In the Acts of the Apostles, which is an account of what happens when the Spirit of the risen Christ is unleashed in the world, we find the apostolic church challenged in its Jewishness by the Spirit who ignores the boundaries established by the law and descends upon the Gentiles – those outside the law and therefore outside the community of faith. The church had to struggle, therefore, with the provocative and unsettling fact of the Spirit's presence in the lives of those heretofore considered unredeemed. The church, faced with this new reality, found itself challenged and obliged – not without struggle and debate – to modify the law, and therefore its self understanding, in order to make way for those whom the law would exclude.
The result was not simply a compromise, but a new way of seeing: the marginalized and excluded and unclean were now regarded as brothers and sisters held fast within the arms of Christ's saving embrace. Is it not possible that the Spirit of truth is profoundly present in our own day in the struggles and tensions we are experiencing in the life of the Anglican Communion?
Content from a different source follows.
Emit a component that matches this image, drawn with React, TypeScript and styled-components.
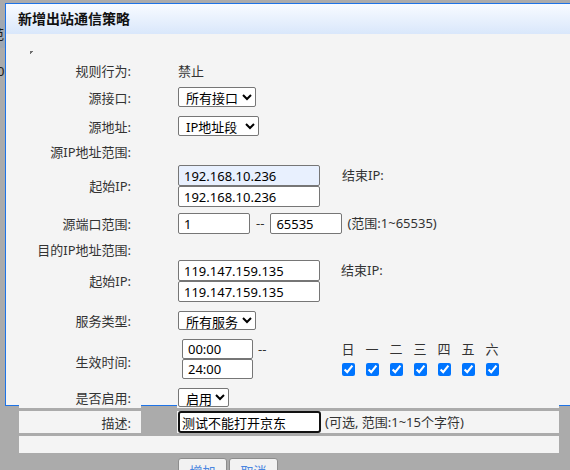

To be faithful to Scripture requires a willingness, indeed an eagerness, to follow the Spirit of truth wherever we may be led. However, to pray Come, Holy Ghost…enable with perpetual light the dullness of our blinded sight is dangerous and involves risk – the risk of being obliged to change our opinions, to cast away protective biases, to make room for the unfamiliar and sometimes unwelcome. This is what it means to bear the cost of unblinded sight. And yet, as painful as this may be, as our certitudes are challenged and purified by the Spirit of truth, there is worked within us an increasing ability to see as God sees and to love as Christ loves.
Therefore, my brothers and sisters, let us dare to rise up with blind Bartimaeus. Let us dare to cry out to the risen and ever merciful Christ, "I want to see."